Media companies are taking all the mulah, and it's not the creatives fault.

If only clients realised that 3 spots less run on TV will give it that extra push needed in production values, we'd all be in a happier place.

half your luck said:

A few years ago, I attended a talk given by the Global ECD of Diesel - when Diesel's work was 'hot'. He told the story of how, having reviewed all the presentations for that years global campaigns, he then gathered his creative teams together and told them which concepts had been approved and to "go make them" - but with one proviso; with "half the budget" they'd been working to! The work went on to clean-up at every award show worth winning. Sometimes, I think agency CD's and clients here would be well to adopt the 'Diesel' model.

here here said:

@ "it simple"

I truly believe you have hit the gmail on the head my friend. Well done.

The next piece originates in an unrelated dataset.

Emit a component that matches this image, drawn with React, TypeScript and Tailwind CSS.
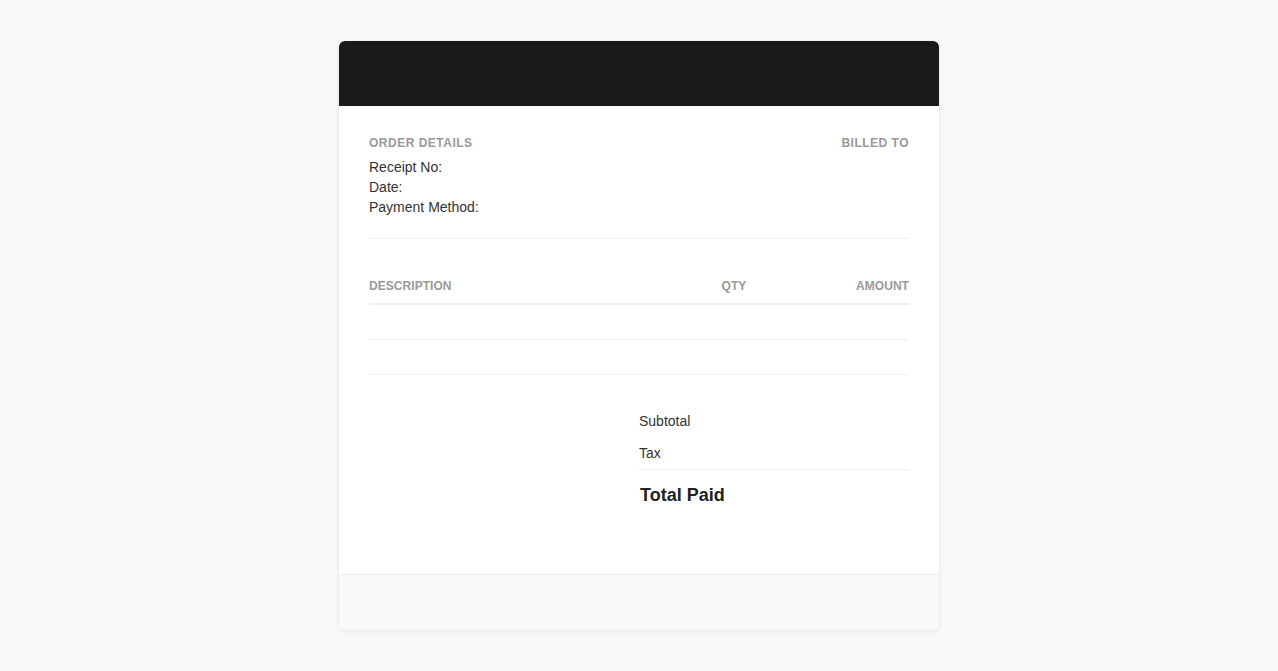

The factor driving the production cost issue is the increased fragmentation of media leading to higher production cost to media spend ratios.

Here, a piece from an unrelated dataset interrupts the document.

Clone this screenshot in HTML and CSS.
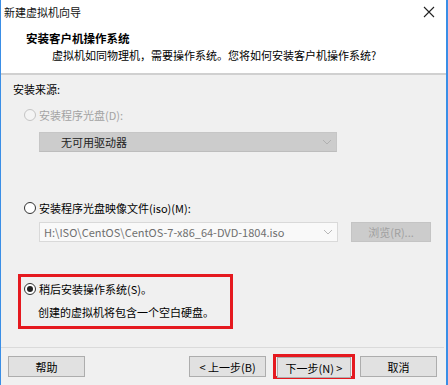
FILE: index.html
```html
<!DOCTYPE html>
<html>
<head>
<meta charset="utf-8">
<link rel="stylesheet" href="styles.css">
</head>
<body>
<div class="window">
  <div class="titlebar">
    <span class="title">新建虚拟机向导</span>
    <span class="close">
      <svg width="12" height="12" viewBox="0 0 12 12"><path d="M1 1 L11 11 M11 1 L1 11" stroke="#222" stroke-width="1.1" fill="none"/></svg>
    </span>
  </div>
  <div class="header">
    <div class="heading">安装客户机操作系统</div>
    <div class="subheading">虚拟机如同物理机，需要操作系统。您将如何安装客户机操作系统?</div>
  </div>
  <div class="content">
    <div class="section-label">安装来源:</div>
    <div class="radio-row disabled first">
      <span class="radio"></span><span>安装程序光盘(D):</span>
    </div>
    <div class="select disabled-select">
      <span class="select-text">无可用驱动器</span>
      <svg class="chev" width="10" height="6" viewBox="0 0 10 6"><path d="M1 1 L5 5 L9 1" stroke="#b0b0b0" stroke-width="1" fill="none"/></svg>
    </div>
    <div class="radio-row second">
      <span class="radio"></span><span>安装程序光盘映像文件(iso)(M):</span>
    </div>
    <div class="iso-row">
      <div class="combo">
        <span class="combo-text">H:\ISO\CentOS\CentOS-7-x86_64-DVD-1804.iso</span>
        <svg class="chev" width="10" height="6" viewBox="0 0 10 6"><path d="M1 1 L5 5 L9 1" stroke="#b8b8b8" stroke-width="1" fill="none"/></svg>
      </div>
      <div class="browse">浏览(R)...</div>
    </div>
    <div class="highlight">
      <div class="radio-row checked-row">
        <span class="radio checked"></span><span>稍后安装操作系统(S)。</span>
      </div>
      <div class="note">创建的虚拟机将包含一个空白硬盘。</div>
    </div>
  </div>
  <div class="footer">
    <div class="btn">帮助</div>
    <div class="spacer"></div>
    <div class="btn">&lt; 上一步(B)</div>
    <div class="next-wrap"><div class="btn">下一步(N) &gt;</div></div>
    <div class="btn">取消</div>
  </div>
</div>
</body>
</html>
```
FILE: styles.css
```css
* { box-sizing: border-box; }
html, body { margin: 0; padding: 0; }
body {
  width: 448px;
  height: 385px;
  overflow: hidden;
  font-family: "Noto Sans CJK SC", "Noto Sans", sans-serif;
  font-size: 11px;
  color: #000;
  background: #f0f0f0;
}
.window {
  width: 448px;
  height: 385px;
  border-left: 1px solid #3a8ee6;
  border-right: 2px solid #3a8ee6;
  background: #f0f0f0;
  display: flex;
  flex-direction: column;
}
.titlebar {
  height: 24px;
  background: #fff;
  display: flex;
  align-items: center;
  justify-content: space-between;
  padding: 0 11px 0 3px;
}
.title { color: #111; line-height: 16px; }
.close { display: flex; align-items: center; }
.header {
  background: #fff;
  height: 51px;
  border-bottom: 2px solid #d0d0d0;
  padding-top: 6px;
}
.heading {
  font-weight: bold;
  padding-left: 25px;
  line-height: 16px;
  font-size: 11.5px;
}
.subheading {
  padding-left: 51px;
  line-height: 16px;
  margin-top: 1px;
}
.content {
  padding: 6px 0 0 12px;
  height: 272px;
}
.section-label { line-height: 16px; }
.radio-row {
  display: flex;
  align-items: center;
  line-height: 16px;
  padding-left: 11px;
  gap: 3px;
}
.radio-row.first { margin-top: 10px; }
.radio-row.second { margin-top: 48px; }
.radio {
  width: 12px;
  height: 12px;
  border-radius: 50%;
  border: 1px solid #333;
  background: #fff;
  position: relative;
  flex: none;
}
.disabled { color: #a3a3a3; }
.disabled .radio { border-color: #c4c4c4; background: #f4f4f4; }
.radio.checked::after {
  content: "";
  position: absolute;
  left: 2px;
  top: 2px;
  width: 6px;
  height: 6px;
  border-radius: 50%;
  background: #222;
}
.select {
  margin: 9px 0 0 26px;
  width: 298px;
  height: 20px;
  display: flex;
  align-items: center;
  justify-content: space-between;
  padding: 0 4px 0 21px;
}
.disabled-select {
  background: #cccccc;
  border: 1px solid #c6c6c6;
  border-bottom-color: #bdbdbd;
  color: #222;
}
.iso-row {
  display: flex;
  margin: 6px 0 0 26px;
  gap: 13px;
  align-items: center;
}
.combo {
  width: 299px;
  height: 20px;
  border: 1px solid #d9d9d9;
  background: #f9f9f9;
  display: flex;
  align-items: center;
  justify-content: space-between;
  padding: 0 4px 0 4px;
  color: #6f6f6f;
}
.browse {
  width: 80px;
  height: 20px;
  background: #cccccc;
  border: 1px solid #c4c4c4;
  color: #a0a0a0;
  display: flex;
  align-items: center;
  justify-content: center;
}
.highlight {
  margin: 32px 0 0 5px;
  width: 215px;
  height: 55px;
  border: 3px solid #e5191f;
  padding-top: 4px;
}
.highlight .radio-row { padding-left: 3px; }
.note {
  margin-top: 7px;
  padding-left: 17px;
  line-height: 16px;
}
.footer {
  border-top: 1px solid #dadada;
  margin-right: 2px;
  flex: 1;
  display: flex;
  align-items: flex-start;
  padding: 8px 7px 0 7px;
  gap: 0;
}
.spacer { flex: 1; }
.btn {
  width: 77px;
  height: 21px;
  background: #e1e1e1;
  border: 1px solid #adadad;
  display: flex;
  align-items: center;
  justify-content: center;
  line-height: 16px;
}
.next-wrap {
  border: 3px solid #e5191f;
  padding: 0 1px;
  margin: -2px 5px 0 7px;
  height: 25px;
}
.next-wrap .btn { width: 74px; }
```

http://www.trinityp3.com/2012/03/the-impact-of-media-fragmentation-on-television-production-budgets/

This does not mean that production costs have increased. As pointed out by some of the commentators here, production costs have fallen or at a minimum remained the same. But often the level of media spend against the production cost has fallen dramatically as advertisers spread their media budget over an increased number of (often lower cost) media channels leading to a increased media to production ratio. Advertisers see the ratio of production cost to media go from 20/80 to 40/60 and even higher and they immediately believe they need to lower the cost of production, not change the ratio expectation due to changing circumstances.

This situation is 'not helped' by an industry process where occasionally advertisers are confronted with production budget "blow outs" due to concepts not-written to budget, poor weather and even the expensive cost of making changes in post production.

This issue is a global problem and scale is the only variable as in larger markets there is often more budget but somehow never enough for production.

Perhaps the production industry and their agency partners need to develop an informational / education campaign to promote the value of production. But perhaps you need to look beyond the agencies who supply you your work for this as they seem to be having the same issues proving their value to their marketing clients.

ACTIONGIRL said:

Well said Producer 2 and It's Simple.

As a freelance producer on the production house side I have producing budgets from $50k to $200k I have seen the effects of this cost cutting - ie as It's simple says, trying to produce Gone with the Wind on $50k.

It seems to me that the Digital guys have ended up with a sweet piece of the pie - but aren't putting on experienced agency producers to deal with production. If I hear one more time"but it's an on-line" as an excuse for the budget being half of what's needed for the script they want made, I might have to flick my hair.... hard!

There's a bundle of young guns out there promising agencies "digital deals" but guess what they don't have the experience and then when executions don't live up to anyone's expectations there's sad faces and moans - but you don't go to KMart to buy your clothes if you like brand names or designer labels.

Oddly I think we'll see a swing - back to appreciating the production value put on screen from an experienced producer / director and their crew ... and the more traditional forms of training - like "doing your time on set" rather than winning jobs on a good sales pitch and four months at film school.

And perhaps in production land - we do need to get together to PR our value to the younger agency producers ... to show them what specialisation, good training and the wisdom of experience can bring to their next TVC or online campaign.